There are recursive properties for value function and state-action functions. We will encounter them many times afterwards. The Bellman equation for $v_{\pi}$ is: $$ v_{\pi}(s) = \sum_a \pi(a|s) \sum_{r,s’} p(r,s’|s,a)(r+\sigma v_{\pi}(s’)) $$ for all s $\in$ S

The Bellman equation for $q_{\pi}$ is:

$$ q_{\pi}(s,a) = \sum_{r,s’} p(r,s’|s,a)(r+\sigma \sum_{a’} \pi(a’|s’) q_{\pi}(s’,a’)) $$ for all s,a $\in$ S,A

To get more reward as possible, we want to find the optimal policy $\pi*$ (maybe many) and they share one optimal value function and state-action function. They also have recursive properties. They are called Bellman optimality equations. $$q*(s,a) = max_{\pi}q_{\pi}(s,a)=\pi(a|s) \sum_{r,s’} p(r,s’|s,a)(r+\sigma max_{a’} q*(s’,a’))$$

$$v*(s ) = max_{\pi}v_{\pi}(s)=max_{a} \sum_{r,s’} p(r,s’|s,a)(r+\sigma v*(s’))$$

Our goal is to find solutions so we can use greedy action to behave the best!

It is a equation system with n state(unknowns) and n equations. So we can solve it by hand or using a solver. We can only do this under the condition that

  1. dynamics of the environment is known
  2. computational resources are sufficient to complete the computation (so not feasible for large models)
  3. the states have the Markov property

Now we are ready to see what we can do with DP! In general, it’s a method to iteratively or recurisvely achieve the result by dividing and reusing the problem.

Policy evalutaion

We define the value function at $k$ iteration as $v_k(s)$ for each state.

$$ v_{\pi,k+1}(s) = \sum_a \pi(a|s) \sum_{r,s’} p(r,s’|s,a)(r+\sigma v_{\pi,k}(s’)) $$

When $v_{k,\pi}$ achieves the true value function, it will not change.

Algorithm Input $\pi$

V = 0
V^ = 0
while True:
    diff = 0
    for s in S:
        V^(s) =  \sum_a \pi(a|s) \sum_{r,s'} p(r,s'|s,a)(r+\sigma V(s'))
        diff = max(diff, |V^(s)-V(s)|)
    V = V^
until diff < theta

Policy improvement

Policy improvement theorem: if $$ q_{\pi}(s,\pi’(s)) \geq q_{\pi}(s,\pi(s)) $$ for all s $\in$ S then $\pi’ \geq \pi$

if $$ q_{\pi}(s,\pi’(s)) > q_{\pi}(s,\pi(s)) $$ for all s $\in$ S then $\pi’ > \pi$

So if we improve policy by: $$ \pi’(s) = argmax_a \sum_{r,s’} p(s’,r|s,a) (r+\sigma v(s)) $$ we can find a strictly better policy $\pi’$ than $\pi$

Policy iteration

We bounce back and forth between policy evaluation and improvement until the policy is stable.

policy iteration

Algorithm

Generalized Policy iteration

It’s a general idea of letting policy evaluation and improvement iteract, regardless of granularity and details.

Value iteration

We can understand this as updating to compute Bellman optimality equation. It combines policy evaluation and improvement.

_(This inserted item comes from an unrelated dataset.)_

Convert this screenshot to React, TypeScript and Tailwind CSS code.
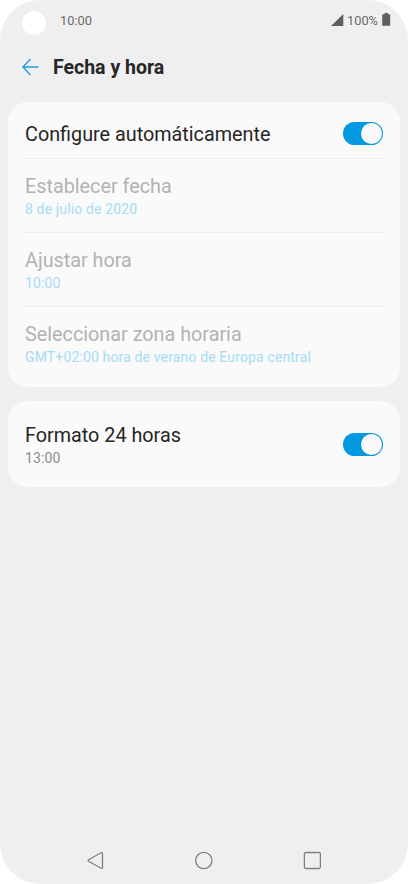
import React, { useState } from "react";

type ToggleProps = {
  label: string;
  checked: boolean;
  onChange: (checked: boolean) => void;
};

const Toggle = ({ label, checked, onChange }: ToggleProps) => (
  <button
    role="switch"
    aria-label={label}
    aria-checked={checked}
    onClick={() => onChange(!checked)}
    className={
      checked
        ? "flex h-[23px] w-[40.5px] shrink-0 items-center justify-end rounded-full bg-[#0099e0] p-px"
        : "flex h-[23px] w-[40.5px] shrink-0 items-center justify-start rounded-full bg-[#b5b5b5] p-px"
    }
  >
    <span className="h-[21px] w-[21px] rounded-full bg-[#fafafa]" />
  </button>
);

const disabledRows = [
  { title: "Establecer fecha", value: "8 de julio de 2020" },
  { title: "Ajustar hora", value: "10:00" },
  {
    title: "Seleccionar zona horaria",
    value: "GMT+02:00 hora de verano de Europa central",
  },
];

const StatusBar = () => (
  <div className="flex h-[42px] items-start pl-[22px] pr-[17px] text-[12.8px] leading-4 text-[#6b6b6b]">
    <span className="mt-[11px] h-6 w-6 rounded-full bg-white" />
    <span className="ml-3.5 mt-[13px]">10:00</span>
    <div className="ml-auto mt-[13px] flex items-start">
      <svg
        className="mt-px"
        width="13"
        height="12"
        viewBox="0 0 13 12"
        fill="#606060"
      >
        <path d="M12.3 0v12H0z" />
      </svg>
      <span className="ml-[3px]">100%</span>
      <svg
        className="ml-[4px]"
        width="9"
        height="13"
        viewBox="0 0 9 13"
        fill="#606060"
      >
        <path d="M2.5 0h3.500v1.300H7.600q.6 0 .6.6v10.300q0 .6-.6.6H.8q-.6 0-.6-.6V1.900q0-.6.6-.6h1.700z" />
      </svg>
    </div>
  </div>
);

const NavBar = () => (
  <div className="mt-auto flex h-[47px] items-center pl-[86px] text-[#808080]">
    <svg
      width="20"
      height="20"
      viewBox="0 0.5 20 20"
      fill="none"
      stroke="currentColor"
      strokeWidth="1.3"
    >
      <path d="M2.600 9.200 15 2.300q1.500-.6 1.500 1v13.400q0 1.600-1.500 1L2.600 10.800q-1.200-.8 0-1.600z" />
    </svg>
    <svg
      className="ml-[88px]"
      width="20"
      height="20"
      viewBox="0 0.5 20 20"
      fill="none"
      stroke="currentColor"
      strokeWidth="1.3"
    >
      <circle cx="9.800" cy="10" r="8.200" />
    </svg>
    <svg
      className="ml-[88px]"
      width="20"
      height="20"
      viewBox="0 0.5 20 20"
      fill="none"
      stroke="currentColor"
      strokeWidth="1.3"
    >
      <rect x="2.400" y="2" width="16" height="16" rx="1.500" />
    </svg>
  </div>
);

const App = () => {
  const [automatic, setAutomatic] = useState(true);
  const [format24, setFormat24] = useState(true);

  return (
    <div className="min-h-screen bg-white">
      <div className="flex h-[884px] w-[408px] flex-col overflow-hidden rounded-[40px] bg-[#efefef] font-[Roboto,sans-serif]">
        <StatusBar />
        <div className="flex h-[60px] items-start pl-[22px] pt-[14px]">
          <svg
            className="mt-[2px]"
            width="17"
            height="18"
            viewBox="0 0 17 18"
            fill="none"
            stroke="#1a9fe0"
            strokeWidth="1.4"
          >
            <path d="M8.500 1 .9 9l7.600 8M.9 9H16.500" />
          </svg>
          <h1 className="ml-3.5 text-[19.5px] font-bold leading-6 text-[#262626]">
            Fecha y hora
          </h1>
        </div>

        <div className="mx-2 h-[284.5px] rounded-[20px] bg-[#fafafa] px-3.5">
          <div className="flex h-14 items-center justify-between pl-[3px] pr-[3px] pt-[6px]">
            <span className="pt-[3px] text-[19.8px] leading-6 text-[#262626]">
              Configure automáticamente
            </span>
            <Toggle
              label="Configure automáticamente"
              checked={automatic}
              onChange={setAutomatic}
            />
          </div>
          {disabledRows.map((row) => (
            <div
              key={row.title}
              className="h-[74px] border-t border-[#efefef] px-[3px] pt-4"
            >
              <div className="text-[19.8px] leading-6 text-[#b2b2b2]">
                {row.title}
              </div>
              <div className="text-[14px] leading-5 tracking-[0.14px] text-[#a5dcf6]">
                {row.value}
              </div>
            </div>
          ))}
        </div>

        <div className="mx-2 mt-[14.5px] flex h-[86px] items-center justify-between rounded-[20px] bg-[#fafafa] px-[17px]">
          <div className="pt-1">
            <div className="text-[19.8px] leading-6 text-[#262626]">
              Formato 24 horas
            </div>
            <div className="text-[14px] leading-5 tracking-[0.14px] text-[#8c8c8c]">
              13:00
            </div>
          </div>
          <Toggle
            label="Formato 24 horas"
            checked={format24}
            onChange={setFormat24}
          />
        </div>

        <NavBar />
      </div>
    </div>
  );
};

export default App;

$$ v_{\pi,k+1}(s) = max_a\sum_{r,s’} p(r,s’|s,a)(r+\sigma v_{\pi,k}(s’)) $$

Asynchronous DP

It’s a DP that do not update systematically, but in any order. But it needs to update all states.

Alternatives to DP

Monte Carlo Method sample a lot of sequences, and compute the mean $$ v(s) = E(G|s) $$

Brute Force Search policy space to find the best one. Very time and space cost: $|A|^s$ Dynamic Programming

DP use Bootstrapping to improve efficiency. Bootstrapping use the other states we compute to compute the current state value function.

Better than Monte Carlo Brute Force, but also encounter problems with exponentially many states.